Thursday 21 July 2016

11. Roman Glass


Ancient Glass:Roman Innovation and Beauty
Roman glass collection at Three Hills Roman Heritage Museum - Melrose, Scotland 2016
Spending time in museums throughout Europe, and a few in North America, you frequently see examples of ancient glass. When I started to look through my photos, I noticed that I am consistently drawn to the delicacy and incredible skill of glass objects. Egyptians, Greeks and Romans achieved incredible feats through their splendidly colourful, highly decorated and inventive glassware. As broadly as we might imagine using glass objects today, there were items for specific purposes (perfumes) or more banal uses (water). From the most utilitarian to the highest prestige item, the presence of Roman glassware is one of the most enduring, yet delicate, symbols of empire that remain.
The Portland Vase - 1st Century AD Cameo Glass - British Museum 2016
Early glass production was an elite (read: desperately expensive) tradition from the Hellenistic period, inherited from the Egyptians, which involved densely coloured glass. The small faces below give you an indication of the opaque colors, often used in beads and small functional objects d'art. 
Small glass theatre mask ornaments - Museum of Egyptology, Turin 2016
The consumption of glass items before the 1st century AD, would have been limited by cost and access to skilled artisans. The Romans incorporated previous techniques and over time made it's production truly their own. Interestingly, however,  at this point there was still no Latin word associated with it.
Through changes to techniques of manufacturing glass, new styles and skills were developed in Italy.
Roman Vessel - British Museum 2016
Glass blowing techniques opened up new styles of vessels, and perhaps today we take for granted that glass jugs and beakers were once new technology. 
Roman Vessel - British Museum 2016
So ubiquitous was the eventual production of glass during the 1st century AD, that the 'Aqua' and clear coloured glasses produced within the empire were priced into common consumption. Glass was no longer simply a decorative series of beads on elite necklaces, or thick-walled vessels of the Hellenistic period into the late 1st century,. With Roman inventiveness, soaring thin-walled vessels which used pigments and lines display the skill of the craftsmen to show pearl hues, and movement on the vessels' surface. 
Roman Vessel - National Museum of Scotland, 2016
The dexterity, grace and occasional silliness in the manufacture of Roman glass products is a overlooked aspect of the study of Roman material culture. Not ignored, but next to a beautiful statue or sword, a tiny perfume bottle might not seem that interesting.   
Roman Vessel - Museo di Antichità Turin 2016
These small vials contained perfumes and precious oils, chalices for fine mixed wines, and other vessels for elite good. Sometimes I wonder if they were show-pieces or of a more personal nature perhaps?
Portrait on glass - Naples National Archaeology Museum 2015
The cost of the items would suggest they were probably kept on display, but it is hard to know. Serving items would imply a public-use, and thus on show, but perfume bottles for a woman's toilet could have been a more private piece of consumption.

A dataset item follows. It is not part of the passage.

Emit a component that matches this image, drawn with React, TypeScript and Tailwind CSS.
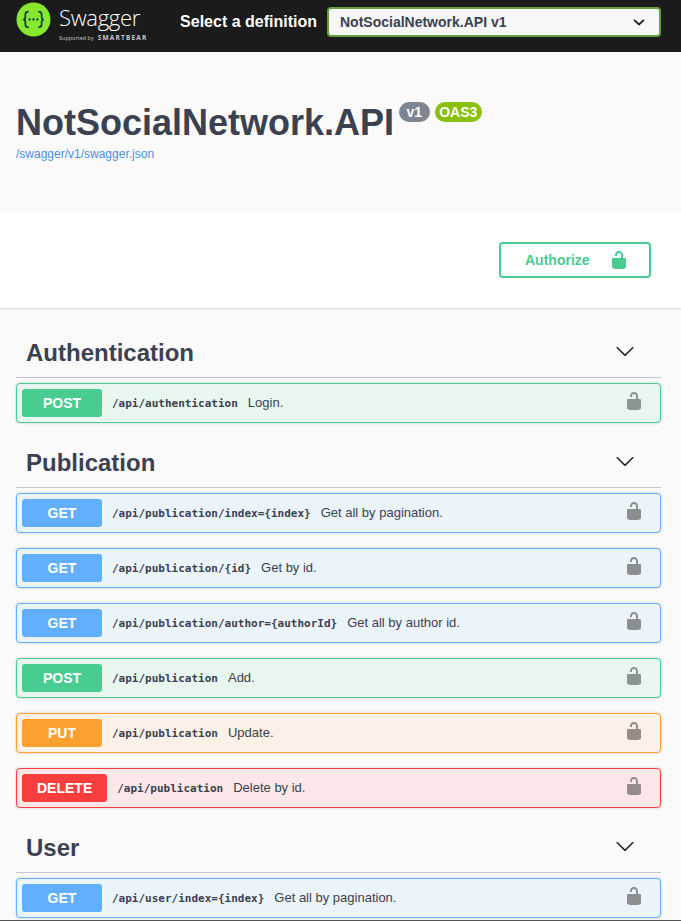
const sans = { fontFamily: '"Liberation Sans", Arial, sans-serif' }

type Op = {
  method: 'GET' | 'POST' | 'PUT' | 'DELETE'
  path: string
  desc: string
}

const methodStyles = {
  GET: { box: 'border-[#61affe] bg-[#ebf3fb]', badge: 'bg-[#61affe]', lock: 'text-[#8b8f90]' },
  POST: { box: 'border-[#49cc90] bg-[#e7f6ef]', badge: 'bg-[#49cc90]', lock: 'text-[#8b9590]' },
  PUT: { box: 'border-[#fca130] bg-[#fbf1e6]', badge: 'bg-[#fca130]', lock: 'text-[#978b85]' },
  DELETE: { box: 'border-[#f93e3e] bg-[#fbe7e7]', badge: 'bg-[#f93e3e]', lock: 'text-[#978b8b]' },
}

const groups: { name: string; ops: Op[] }[] = [
  {
    name: 'Authentication',
    ops: [{ method: 'POST', path: '/api/authentication', desc: 'Login.' }],
  },
  {
    name: 'Publication',
    ops: [
      { method: 'GET', path: '/api/publication/index={index}', desc: 'Get all by pagination.' },
      { method: 'GET', path: '/api/publication/{id}', desc: 'Get by id.' },
      { method: 'GET', path: '/api/publication/author={authorId}', desc: 'Get all by author id.' },
      { method: 'POST', path: '/api/publication', desc: 'Add.' },
      { method: 'PUT', path: '/api/publication', desc: 'Update.' },
      { method: 'DELETE', path: '/api/publication', desc: 'Delete by id.' },
    ],
  },
  {
    name: 'User',
    ops: [{ method: 'GET', path: '/api/user/index={index}', desc: 'Get all by pagination.' }],
  },
]

function Lock({ className }: { className: string }) {
  return (
    <svg viewBox="0 0 20 20" className={className} fill="currentColor">
      <path d="M15.8 8H14V5.6C14 2.703 12.665 1 10 1 7.334 1 6 2.703 6 5.6V6h2v-.801C8 3.754 8.797 3 10 3c1.203 0 2 .754 2 2.199V8H4c-.553 0-1 .646-1 1.199V17c0 .549.428 1.139.951 1.307l1.197.387C5.672 18.861 6.45 19 7 19h6c.55 0 1.327-.139 1.852-.307l1.197-.387c.523-.168.951-.758.951-1.307V9.199C17 8.646 16.352 8 15.8 8z" />
    </svg>
  )
}

function Chevron() {
  return (
    <svg viewBox="0 0 20 20" className="w-5 h-5 -mt-1 text-[#1f1f1f]" fill="currentColor">
      <path d="M17.418 6.109c.272-.268.709-.268.979 0s.271.701 0 .969l-7.908 7.83c-.27.268-.707.268-.979 0l-7.908-7.83c-.27-.268-.27-.701 0-.969.271-.268.709-.268.979 0L10 13.25l7.418-7.141z" />
    </svg>
  )
}

function Logo() {
  return (
    <div className="flex items-start gap-[8px] pt-[2px]">
      <svg viewBox="0 0 36 36" className="w-[35px] h-[35px]">
        <circle cx="18" cy="18" r="17.5" fill="#85ea2d" />
        <path
          d="M13 10c-2.6 0-3.4 1.2-3.4 3.2v2.6c0 1.4-.7 2.2-2.2 2.2 1.5 0 2.2.8 2.2 2.2v2.6c0 2 .8 3.2 3.4 3.2M23 10c2.6 0 3.4 1.2 3.4 3.2v2.6c0 1.4.7 2.2 2.2 2.2-1.5 0-2.2.8-2.2 2.2v2.6c0 2-.8 3.2-3.4 3.2"
          fill="none"
          stroke="#173647"
          strokeWidth="1.8"
        />
        <circle cx="14" cy="18" r="1.2" fill="#173647" />
        <circle cx="18" cy="18" r="1.2" fill="#173647" />
        <circle cx="22" cy="18" r="1.2" fill="#173647" />
      </svg>
      <div className="flex flex-col text-white" style={{ fontFamily: '"Open Sans", sans-serif' }}>
        <div className="text-[22px] leading-[28px] pt-[1px] font-light tracking-[-0.3px]">
          Swagger<span className="text-[6px] leading-none text-[#999]">.</span>
        </div>
        <div className="flex items-center gap-[4px] h-[8px] mt-[3px] whitespace-nowrap text-[#c8c8c8]">
          <span className="text-[5.5px]">Supported by</span>
          <span className="text-[6.5px] font-bold tracking-[1.2px]">SMARTBEAR</span>
        </div>
      </div>
    </div>
  )
}

function OpRow({ op }: { op: Op }) {
  const s = methodStyles[op.method]
  return (
    <div className={`flex items-center h-10 border rounded-[4px] p-[5px] mb-[15px] shadow-[0_0_3px_rgba(0,0,0,0.19)] ${s.box}`}>
      <div className={`shrink-0 min-w-20 px-[15px] h-7 flex items-center justify-center rounded-[3px] text-white text-sm font-bold ${s.badge}`}>
        {op.method}
      </div>
      <span className="px-[10px] pt-[2px] text-[11px] font-semibold text-[#3b4151]" style={{ fontFamily: '"DejaVu Sans Mono", monospace' }}>
        {op.path}
      </span>
      <span className="text-[13px] text-[#3b4151] flex-1">{op.desc}</span>
      <Lock className={`w-5 h-5 -mt-1 mr-[11px] ${s.lock}`} />
    </div>
  )
}

export default function App() {
  return (
    <div className="bg-[#fafafa] h-[921px] overflow-hidden border-b border-[#555555]" style={sans}>
      <div className="h-[52px] bg-[#1b1b1b] flex items-start pl-4 pr-5">
        <Logo />
        <div className="ml-auto flex items-center gap-[10px] pt-[7px]">
          <span className="text-white text-base font-bold">Select a definition</span>
          <div className="w-[334px] h-[30px] bg-[#f7f7f7] border-2 border-[#62a03f] rounded-[4px] flex items-center justify-between pl-[11px] pr-[13px]">
            <span className="text-sm font-bold text-[#3b4151]">NotSocialNetwork.API v1</span>
            <svg viewBox="0 0 20 20" className="w-[14px] h-[14px]" fill="none" stroke="#1f1f1f" strokeWidth="2.6">
              <path d="M3 7l7 6.5L17 7" />
            </svg>
          </div>
        </div>
      </div>

      <div className="h-[160px] pl-4 pt-[48px]">
        <div className="flex items-start">
          <h1 className="text-4xl leading-[45px] font-bold text-[#3b4151]">NotSocialNetwork.API</h1>
          <span className="ml-[5px] mt-[2px] h-5 px-[7.5px] rounded-[10px] bg-[#7d8492] text-white text-sm font-bold flex items-center">v1</span>
          <span className="ml-[5px] mt-[2px] h-5 px-[4.5px] rounded-[10px] bg-[#89bf04] text-white text-sm font-bold flex items-center">OAS3</span>
        </div>
        <div className="text-xs leading-[14px] text-[#4990e2] mt-[2px]">/swagger/v1/swagger.json</div>
      </div>

      <div className="h-24 bg-white shadow-[0_1px_2px_0_rgba(0,0,0,0.15)] flex items-center justify-end pr-[30px]">
        <div className="w-[152px] h-9 border-2 border-[#49cc90] rounded-[4px] flex items-center pl-[24px] gap-[19px] text-[#49cc90] text-sm font-bold">
          <span>Authorize</span>
          <Lock className="w-5 h-5 text-[#49cc90]" />
        </div>
      </div>

      <div className="pl-4 pr-5 pt-5">
        {groups.map((group) => (
          <div key={group.name}>
            <div className="flex items-center justify-between h-[50px] border-b border-[#c4c6ca] pl-[10px] pr-[26px]">
              <span className="text-2xl font-bold text-[#3b4151]">{group.name}</span>
              <Chevron />
            </div>
            <div className="pt-[5px]">
              {group.ops.map((op) => (
                <OpRow key={op.method + op.path} op={op} />
              ))}
            </div>
          </div>
        ))}
      </div>
    </div>
  )
}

Painted Roman Vessel - Museo di Antichità Turin 2016

Three Hills Roman Heritage Centre- Melrose, Scotland 2016
These gorgeous glasses were made of combinations of these elements pictured below, with added including colourants:
1.Sand; 2.Potash; 3. Seaweed ash; 4.Lime- National Museum of Scotland 
The Cage-Cup
On a recent visit to Milan in April, I had the incredible fortune to not only meet up a burgeoning academic in the fields of religion and slavery in the Ancient World, but also a local expert of Milan’s historic sites! Ambra Ghiringhelli, an PhD student with the University of Edinburgh, showed me some of the wonderful archaeological sites in Milan with fantastic local details. One such item she drew my attention to was the cage-cup of Milan.
The cage cup of Milan - Museo Archeologico Milano 2016
The cage cup of Milan is an excellent example of what 'living the good life' in the Late Roman Empire would look like. Just another example of the 1% finding a way to make something that was now in the financial reach of many citizens of the empire, into a higher higher-level prestige item, again out of their reach.
The cage cup of Milan, 2016
The striking combination of glass colours and types; geometrical patterns, in contrasting colours from the inner cup, sit on top with lettering. The skill required in putting together something like this would have been quite sophisticated. There are multiple techniques involved, which scholars are still not in total agreement on how this was precisely done.
Silver base cage-cup in Edinburgh 2016 

The National Museum of Edinburgh has its own small example of what a Roman cage cup looked like in the northern province of Britannia. However, the Edinburgh example is made from metal but follows the same principles. 
There have been about 50 examples of cage-cups found to varying degrees of preservation.